If all the power plants are built, says one official in Canberra, the industry should be able to produce 1.2 million tons of aluminum by 1986, compared with current production of 300,000 tons. By 1986, according to a recent study by Merrill Lynch, Pierce, Fenner & Smith, world primary smelter capacity is likely to be over 16.5 million tons. Thus, Australia could represent 7.3 percent of world capacity, compared with a current 2.1 percent.
However, before Australians start calculating how many rolls of aluminum foil they can sell in Japan, there are a number of obstacles they must surmount.
First, there is a world surplus of aluminum on the markets because of the economic slowdown in Europe and the US. Mr. Parbo says, "I don't expect this downturn to be severe or long," and he cites the low level of world stocks. However, Merrill Lynch, in an analysis earlier this year, disagreed, pointing to the modernization of old smelters, the great increase in scrap recovery, and the addition of new smelters in other parts of the world. Merrill Lynch concluded the longer-term outlook for aluminum was not so shiny.
Second, the continued strength of the Australian dollar makes aluminum made by the Aussies less competitive on the world markets. "If there is any appreciation of the currency," concedes Sir Arvi, "it will be felt."
Finally, there is local opposition to selling power to the companies too cheaply. Sir Arvi brands such opposition "political," but Phillis Rosendale, a professor at Melbourne University's Institute for Applied Economic Research, says, "This is a sore point, but I think the local governments are probably selling power too cheaply." But, she adds, "It's hard to know what to charge." This is likely to be a sticky political question in the future.
In part because of the slump in world demand and the strength of the Australian dollar, some smelter plans are being rethought. Alcan, for instance, has deferred its plans to build Australia's largest smelter costing $1.067 billion ($930 million Australian) at Bundaberg in Queensland. Alumax, a US group, has pulled out of a project at Lochinvar in New South Wales. Despite these withdrawals, Australia should still see the following new potlines (the electrolytic process of aluminum production):
* Western Australia. A consortium of Shell, CSR (Colonial Sugar Refining Company), and Reynolds Metals will build Western Australia's first smelter at a cost of $1.032 billion ($900 million Australian). The project, producing 220, 000 tons of aluminum, is supposed to come on stream in 1985. A second smelter could be built by 1990.
* Queensland.

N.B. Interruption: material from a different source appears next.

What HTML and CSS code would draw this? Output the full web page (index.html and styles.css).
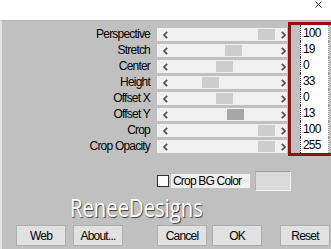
FILE: index.html
```html
<!DOCTYPE html>
<html lang="en">
<head>
    <meta charset="UTF-8">
    <meta name="viewport" content="width=device-width, initial-scale=1.0">
    <title>Perspective</title>
    <link rel="stylesheet" href="styles.css">
</head>
<body>
<div class="window">
    <div class="titlebar">
        <svg class="close" width="7" height="7" viewBox="0 0 7 7">
            <path d="M0.5 0.5 L6.5 6.5 M6.5 0.5 L0.5 6.5" stroke="#333" stroke-width="1" fill="none"/>
        </svg>
    </div>

    <div class="dialog">
        <div class="params">
            <div class="sliders">
                <div class="row">
                    <label>Perspective</label>
                    <div class="scroll">
                        <span class="arrow"><svg width="5" height="8" viewBox="0 0 5 8"><polyline points="4.2,0.8 1,4 4.2,7.2"/></svg></span>
                        <div class="track"><span class="thumb" style="margin-left:88px"></span></div>
                        <span class="arrow"><svg width="5" height="8" viewBox="0 0 5 8"><polyline points="0.8,0.8 4,4 0.8,7.2"/></svg></span>
                    </div>
                </div>
                <div class="row">
                    <label>Stretch</label>
                    <div class="scroll">
                        <span class="arrow"><svg width="5" height="8" viewBox="0 0 5 8"><polyline points="4.2,0.8 1,4 4.2,7.2"/></svg></span>
                        <div class="track"><span class="thumb" style="margin-left:55px"></span></div>
                        <span class="arrow"><svg width="5" height="8" viewBox="0 0 5 8"><polyline points="0.8,0.8 4,4 0.8,7.2"/></svg></span>
                    </div>
                </div>
                <div class="row">
                    <label>Center</label>
                    <div class="scroll">
                        <span class="arrow"><svg width="5" height="8" viewBox="0 0 5 8"><polyline points="4.2,0.8 1,4 4.2,7.2"/></svg></span>
                        <div class="track"><span class="thumb" style="margin-left:46px"></span></div>
                        <span class="arrow"><svg width="5" height="8" viewBox="0 0 5 8"><polyline points="0.8,0.8 4,4 0.8,7.2"/></svg></span>
                    </div>
                </div>
                <div class="row">
                    <label>Height</label>
                    <div class="scroll">
                        <span class="arrow"><svg width="5" height="8" viewBox="0 0 5 8"><polyline points="4.2,0.8 1,4 4.2,7.2"/></svg></span>
                        <div class="track"><span class="thumb" style="margin-left:32px"></span></div>
                        <span class="arrow"><svg width="5" height="8" viewBox="0 0 5 8"><polyline points="0.8,0.8 4,4 0.8,7.2"/></svg></span>
                    </div>
                </div>
                <div class="row">
                    <label>Offset X</label>
                    <div class="scroll">
                        <span class="arrow"><svg width="5" height="8" viewBox="0 0 5 8"><polyline points="4.2,0.8 1,4 4.2,7.2"/></svg></span>
                        <div class="track"><span class="thumb" style="margin-left:46px"></span></div>
                        <span class="arrow"><svg width="5" height="8" viewBox="0 0 5 8"><polyline points="0.8,0.8 4,4 0.8,7.2"/></svg></span>
                    </div>
                </div>
                <div class="row">
                    <label>Offset Y</label>
                    <div class="scroll">
                        <span class="arrow"><svg width="5" height="8" viewBox="0 0 5 8"><polyline points="4.2,0.8 1,4 4.2,7.2"/></svg></span>
                        <div class="track"><span class="thumb thumb-active" style="margin-left:57px"></span></div>
                        <span class="arrow"><svg width="5" height="8" viewBox="0 0 5 8"><polyline points="0.8,0.8 4,4 0.8,7.2"/></svg></span>
                    </div>
                </div>
                <div class="row">
                    <label>Crop</label>
                    <div class="scroll">
                        <span class="arrow"><svg width="5" height="8" viewBox="0 0 5 8"><polyline points="4.2,0.8 1,4 4.2,7.2"/></svg></span>
                        <div class="track"><span class="thumb" style="margin-left:88px"></span></div>
                        <span class="arrow"><svg width="5" height="8" viewBox="0 0 5 8"><polyline points="0.8,0.8 4,4 0.8,7.2"/></svg></span>
                    </div>
                </div>
                <div class="row">
                    <label>Crop Opacity</label>
                    <div class="scroll">
                        <span class="arrow"><svg width="5" height="8" viewBox="0 0 5 8"><polyline points="4.2,0.8 1,4 4.2,7.2"/></svg></span>
                        <div class="track"><span class="thumb" style="margin-left:88px"></span></div>
                        <span class="arrow"><svg width="5" height="8" viewBox="0 0 5 8"><polyline points="0.8,0.8 4,4 0.8,7.2"/></svg></span>
                    </div>
                </div>
            </div>

            <!-- valores marcados em vermelho -->
            <div class="values">
                <div class="value">100</div>
                <div class="value">19</div>
                <div class="value">0</div>
                <div class="value">33</div>
                <div class="value">0</div>
                <div class="value">13</div>
                <div class="value">100</div>
                <div class="value">255</div>
            </div>
        </div>

        <div class="extras">
            <span class="checkbox"></span>
            <span class="check-label">Crop BG Color</span>
            <span class="swatch"></span>
        </div>

        <div class="brand"><span>ReneeDesigns</span></div>

        <div class="actions">
            <div class="group">
                <button class="btn">Web</button>
                <button class="btn">About...</button>
            </div>
            <div class="group group-main">
                <button class="btn">Cancel</button>
                <button class="btn">OK</button>
            </div>
            <button class="btn btn-reset">Reset</button>
        </div>
    </div>
</div>
</body>
</html>
```

FILE: styles.css
```css
body {
    margin: 0;
    padding: 0;
    width: 331px;
    height: 249px;
    overflow: hidden;
    font-family: "Liberation Sans", Arial, sans-serif;
    font-size: 12px;
    letter-spacing: -0.8px;
    color: #000;
    background: #fff;
}

.window {
    width: 331px;
    height: 249px;
    overflow: hidden;
}

.titlebar {
    height: 20px;
    background: #fff;
    display: flex;
    justify-content: flex-end;
    align-items: flex-start;
    padding: 1px 9px 0 0;
    box-sizing: border-box;
}

.dialog {
    height: 229px;
    background: #c0c0c0;
    border-left: 2px solid #e2e2e2;
    border-top: 1px solid #b6b6b6;
    box-sizing: border-box;
}

.params {
    display: flex;
    align-items: flex-start;
    margin-top: -1px;
}

.sliders {
    margin-top: 8px;
}

.row {
    display: grid;
    grid-template-columns: 148px 130px;
    column-gap: 7px;
    height: 16px;
}

.row label {
    text-align: right;
    line-height: 13px;
    height: 13px;
    white-space: nowrap;
}

/* Barras de rolagem */
.scroll {
    display: flex;
    height: 13px;
    background: #f0f0f0;
}

.arrow {
    display: flex;
    align-items: center;
    padding-left: 6px;
    width: 7px;
}

.arrow:last-child {
    width: 6px;
}

.arrow polyline {
    fill: none;
    stroke: #505050;
    stroke-width: 1.7;
}

.track {
    flex: 1;
    padding-top: 1px;
}

.thumb {
    display: block;
    width: 17px;
    height: 11px;
    background: #cdcdcd;
}

.thumb-active {
    background: #a6a6a6;
}

.values {
    margin: 2px 0 0 1px;
    width: 45px;
    border: 3px solid #8c1410;
    border-right: none;
    padding-left: 9px;
    box-sizing: border-box;
}

.value {
    width: 29px;
    height: 16px;
    line-height: 16px;
    padding-left: 2px;
    box-sizing: border-box;
    background: #fff;
    border-left: 1px dotted #333;
    border-right: 1px dotted #888;
}

.extras {
    display: flex;
    align-items: center;
    height: 20px;
    margin-top: 15px;
    padding-left: 155px;
}

.checkbox {
    width: 10px;
    height: 10px;
    background: #fff;
    border: 1px solid #333;
}

.check-label {
    margin-left: 2px;
    width: 79px;
    height: 14px;
    line-height: 14px;
    padding-left: 2px;
    box-sizing: border-box;
    background: #f0f0f0;
}

.swatch {
    margin-left: 5px;
    width: 36px;
    height: 20px;
    box-sizing: border-box;
    background: #dadada;
    border-top: 1px solid #9a9a9a;
    border-left: 1px solid #b0b0b0;
    border-right: 1px solid #f4f4f4;
    border-bottom: 1px solid #f4f4f4;
}

.brand {
    height: 32px;
    line-height: 32px;
    padding-left: 68px;
    font-family: "Open Sans", sans-serif;
    font-size: 25px;
    letter-spacing: 0;
    color: #fff;
    text-shadow: 1px 1px 1px #3c3c3c;
}

.brand span {
    display: inline-block;
    transform: scaleX(0.81);
    transform-origin: left center;
}

/* Botões */
.actions {
    display: flex;
    margin-top: 2px;
    padding-left: 14px;
}

.group {
    display: flex;
    gap: 7px;
}

.group-main {
    margin-left: 34px;
    gap: 5px;
}

.btn {
    width: 50px;
    height: 21px;
    padding: 0;
    margin: 0;
    font-family: inherit;
    font-size: 12px;
    letter-spacing: -0.8px;
    color: #000;
    background: #e1e1e1;
    border: 1px solid #adadad;
}

.btn-reset {
    margin-left: 18px;
}
```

Comalco, a partnership of CRA and Kaiser Aluminum & Chemical Company, in conjunction with Kaiser aluminum and some Japanese companies, plan to build a $688 million ($600 million Australian) smelter at Gladstone with an annual capacity of 206,000 tons. The first potline of 103,000 tons is scheduled to come on stream in 1982.
* New South Wales. The French aluminum company, Pechiney Ugine Kuhlmann, with CSR, AMP, the giant Australian insurance company, and a group of Australian banks and insurance companies, plan to build a $688 million smelter in the Hunter Valley region. Initial capacity: 110,000 tons.
Alcan, the large Canadian aluminum company, plans to expand its potlines at Kurri Kurri by 45,400 tons. BHP (Broken Hill Proprietary) maintains it is still moving ahead with plans for a smelter at Lochinvar despite the withdrawal of Alumax.
* Victoria. Alcoa is expanding its potline at Port Henry, near Geelong, by 100,000 tons and plans to build a new smelter at Portland, western Victoria. If all this new smelting capacity comes on stream, the Aussies might also be tempted to expand their alumina production.
K. W. Peterson, managing director of Queensland Alumina Ltd. (QAL), the world's largest alumina producer, says one small addition of 300,000 tons is in the works. But whether the plant expands further, he says, "will depend on economics and what other sources of alumina develop."
Moreover, as Mr. Peterson knows, it's not getting any cheaper; the first 2, 032,000 tons of capacity cost only $355 million (Australian). The 300,000-ton expansion cost $300 million, with the difference being inflation.
QAL's decision whether to expand could be an important one. Currently, 90 percent of its output is exported to New Zealand, the US, or Canada. In the future a large portion of it will stay in the co untry, feeding new Aussie potlines.